Far-right politician Marine Le Pen is expected to officially enter the French presidential election after gathering the minimum of 500 signatures to endorse her candidacy.

Le Pen had until Friday to gain sufficient backing from local elected officials to be able to enter the race. As recently as last week, she had expressed fears that she wouldn't find enough mayors or regional councilors to back a bid.

Although opinion polls give her National Front party between 16 and 18 percent support, many local politicians are thought to be reluctant to associate themselves with her campaign. Last month, she failed in a bid to convince France's Constitutional Court to make the endorsements anonymous.

"The system that wanted to prevent me has just lost a battle," Le Pen said via the social network site Twitter on Tuesday.

Le Pen's candidacy is expected to be bad news for the incumbent, President Nicolas Sarkozy of the conservative UMP.

Sliver of hope

The announcement came on the day that Sarkozy received the first bit of good news his campaign has seen in months.

An opinion poll compiled by the Ifop/Fiducial group gave Sarkozy 28.5 support compared to 27 percent for Francois Hollande. This is the first time Sarkozy has polled better than his Socialist challenger in the campaign.

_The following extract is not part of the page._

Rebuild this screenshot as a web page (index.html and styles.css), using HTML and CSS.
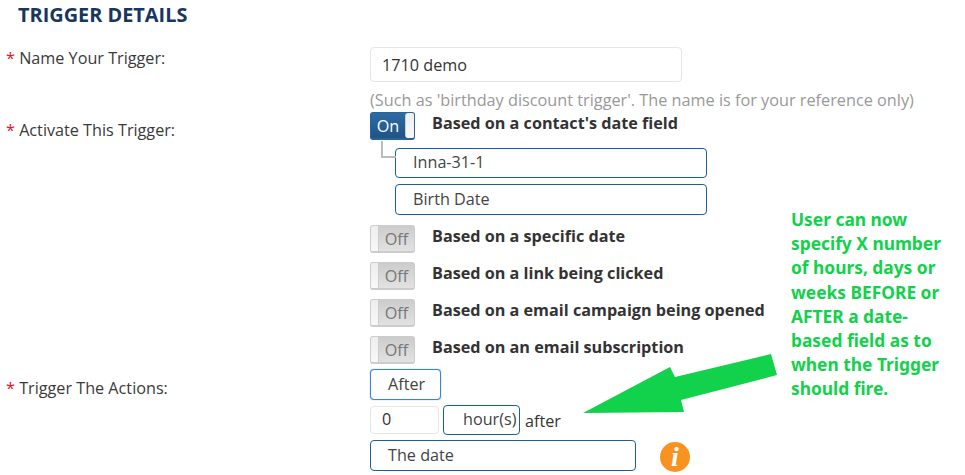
FILE: index.html
```html
<!doctype html>
<html lang="en">
 <head>
  <meta charset="UTF-8">
  <title>Trigger details</title>
  <link rel="stylesheet" href="styles.css">
 </head>
 <body>

	<h2 class="title">TRIGGER DETAILS</h2>

	<!-- form rows -->
	<div class="row row-name">
		<label class="lbl"><span class="req">*</span> Name Your Trigger:</label>
		<div class="fld">
			<div class="input input-name">1710 demo</div>
			<div class="help">(Such as 'birthday discount trigger'. The name is for your reference only)</div>
		</div>
	</div>

	<div class="row">
		<label class="lbl lbl-activate"><span class="req">*</span> Activate This Trigger:</label>
		<div class="fld">
			<div class="opt">
				<div class="toggle on"><span>On</span><i></i></div>
				<b class="opt-text">Based on a contact's date field</b>
			</div>
			<div class="sub">
				<div class="elbow"></div>
				<div class="select sel-wide">Inna-31-1</div>
				<div class="select sel-wide sel-second">Birth Date</div>
			</div>
			<div class="opt opt-off">
				<div class="toggle"><i></i><span>Off</span></div>
				<b class="opt-text">Based on a specific date</b>
			</div>
			<div class="opt opt-off">
				<div class="toggle"><i></i><span>Off</span></div>
				<b class="opt-text">Based on a link being clicked</b>
			</div>
			<div class="opt opt-off">
				<div class="toggle"><i></i><span>Off</span></div>
				<b class="opt-text">Based on a email campaign being opened</b>
			</div>
			<div class="opt opt-off">
				<div class="toggle"><i></i><span>Off</span></div>
				<b class="opt-text">Based on an email subscription</b>
			</div>
		</div>
	</div>

	<div class="row">
		<label class="lbl lbl-actions"><span class="req">*</span> Trigger The Actions:</label>
		<div class="fld">
			<div class="select sel-after">After</div>
			<div class="when">
				<div class="input input-num">0</div>
				<div class="select sel-hours">hour(s)</div>
				<span>after</span>
			</div>
			<div class="date-line">
				<div class="select sel-date">The date</div>
				<div class="info">i</div>
			</div>
		</div>
	</div>

	<!-- annotation over the form -->
	<div class="note">User can now specify X number of hours, days or weeks BEFORE or AFTER a date-based field as to when the Trigger should fire.</div>
	<svg class="arrow" width="965" height="475" viewBox="0 0 965 475">
		<polygon points="583,413 670,367 675,377 771,354 777,375 681,400 684,412" fill="#12d14b"/>
	</svg>

 </body>
</html>
```

FILE: styles.css
```css
body
{
	margin:0;
	width:965px;
	height:475px;
	overflow:hidden;
	background-color:white;
	font-family:"Open Sans", sans-serif;
	font-size:16.2px;
	color:#333;
	position:relative;
}

.title
{
	margin:0;
	padding:2px 0 0 18px;
	height:47px;
	box-sizing:border-box;
	font-size:19.9px;
	line-height:25px;
	font-weight:bold;
	color:#17375e;
}

.row
{
	display:flex;
}

.lbl
{
	width:370px;
	flex:none;
	box-sizing:border-box;
	padding:0 0 0 6px;
	line-height:22px;
	color:#3a3a3a;
}

.lbl-activate { padding-top:7px; }
.lbl-actions { padding-top:13px; }

.req
{
	color:#e8112d;
}

.input
{
	box-sizing:border-box;
	border:1px solid #e6e6e6;
	border-radius:4px;
	background-color:white;
}

.input-name
{
	width:312px;
	height:35px;
	padding-left:11px;
	line-height:34px;
}

.help
{
	margin-top:8px;
	height:22px;
	line-height:20px;
	font-size:16.26px;
	white-space:nowrap;
	color:#999;
}

.opt
{
	display:flex;
	height:28px;
}

.opt-off
{
	margin-top:9px;
}

.sub + .opt-off
{
	margin-top:10px;
}

.opt-text
{
	margin-left:17px;
	line-height:22px;
	color:#333;
}

.toggle
{
	width:45px;
	height:28px;
	box-sizing:border-box;
	display:flex;
	border:1px solid #ccc;
	border-bottom-width:2px;
	border-radius:3px;
	overflow:hidden;
	background:linear-gradient(#ccc, #e2e2e2);
	color:#777;
	line-height:27px;
}

.toggle span
{
	flex:1;
	text-align:center;
}

.toggle i
{
	width:7px;
	background:linear-gradient(#eee, #f8f8f8);
	border-right:1px solid #ccc;
}

.toggle.on
{
	border-color:#2a6496;
	background:linear-gradient(#2c6ba3, #1f5486);
	color:white;
}

.toggle.on i
{
	width:8px;
	border-right:none;
	border-left:1px solid #ccc;
	border-radius:3px 0 0 3px;
}

.sub
{
	position:relative;
	padding:8px 0 0 25px;
}

.elbow
{
	position:absolute;
	left:11px;
	top:1px;
	width:13px;
	height:15px;
	border-left:2px solid #bbb;
	border-bottom:2px solid #bbb;
}

.select
{
	box-sizing:border-box;
	border:1px solid #1a5f9e;
	border-radius:4px;
	background-color:white;
	color:#444;
}

.sel-wide
{
	width:312px;
	height:30px;
	padding-left:17px;
	line-height:26px;
}

.sel-second
{
	height:31px;
	margin-top:6px;
	line-height:28px;
}

.sel-after
{
	width:71px;
	height:31px;
	margin-top:5px;
	padding-left:17px;
	line-height:29px;
	border-color:#3b82e0;
	box-shadow:0 0 1px #3b82e0;
}

.when
{
	display:flex;
	align-items:center;
	margin-top:5px;
	height:30px;
}

.input-num
{
	width:69px;
	height:28px;
	padding-left:11px;
	line-height:24px;
}

.sel-hours
{
	width:77px;
	height:30px;
	margin-left:4px;
	padding-left:19px;
	line-height:26px;
}

.when span
{
	margin-left:5px;
	position:relative;
	top:1px;
}

.date-line
{
	display:flex;
	align-items:center;
	margin-top:4px;
}

.sel-date
{
	width:266px;
	height:31px;
	padding-left:17px;
	line-height:29px;
}

.info
{
	width:30px;
	height:30px;
	margin:3px 0 0 24px;
	border-radius:50%;
	background-color:#f7931e;
	color:white;
	text-align:center;
	font-family:"Liberation Serif", serif;
	font-style:italic;
	font-weight:bold;
	font-size:28px;
	line-height:30px;
}

/* annotation */
.note
{
	position:absolute;
	left:791px;
	top:207px;
	width:158px;
	font-family:"Noto Sans", sans-serif;
	font-size:17.35px;
	font-weight:bold;
	line-height:24.2px;
	color:#12d14b;
}

.arrow
{
	position:absolute;
	left:0;
	top:0;
	pointer-events:none;
}
```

However, these figures only apply to voters' intentions for the first round of France's upcoming presidential election. Asked how they would cast their ballots in a second-round run-off between the top two candidates, the voters surveyed gave Hollande the clear advantage, with 54.4 percent compared to 45.5 percent.

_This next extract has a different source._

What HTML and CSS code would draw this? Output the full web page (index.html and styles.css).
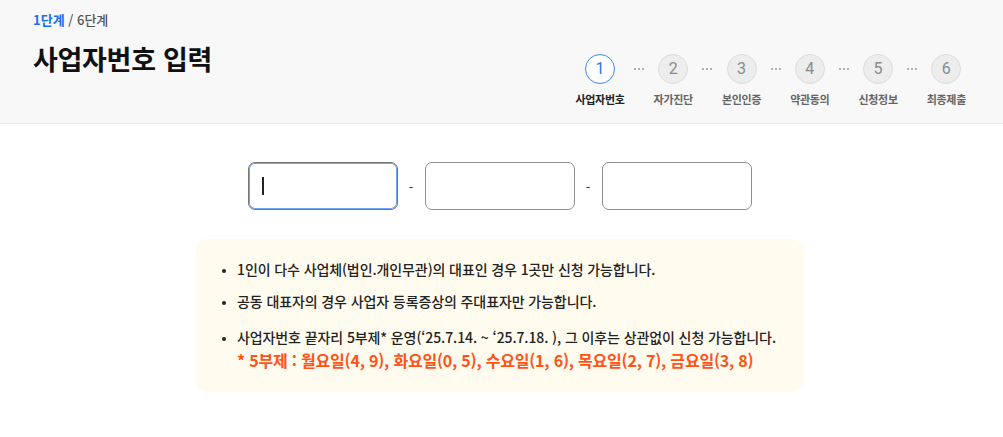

Even before the hurdle to Le Pen entering the race had been removed, Sarkozy had been effectively campaigning against her. In what many viewed as an effort to lure some arch-conservative voters away from Le Pen, Sarkozy used a speech at a rally near Paris on Sunday to threaten to pull France out of Europe's border-free Schengen area unless the European Union did more to prevent illegal immigrants from entering the 27-member bloc.

In response, German Foreign Minister Guido Westerwelle was reported on Tuesday to have warned against countries "retreating into national shells."

"It is not protecting borders within the European Union that will make Europe safer, but rather the protection of Europe's external frontiers," the Reuters news agency quoted him as saying.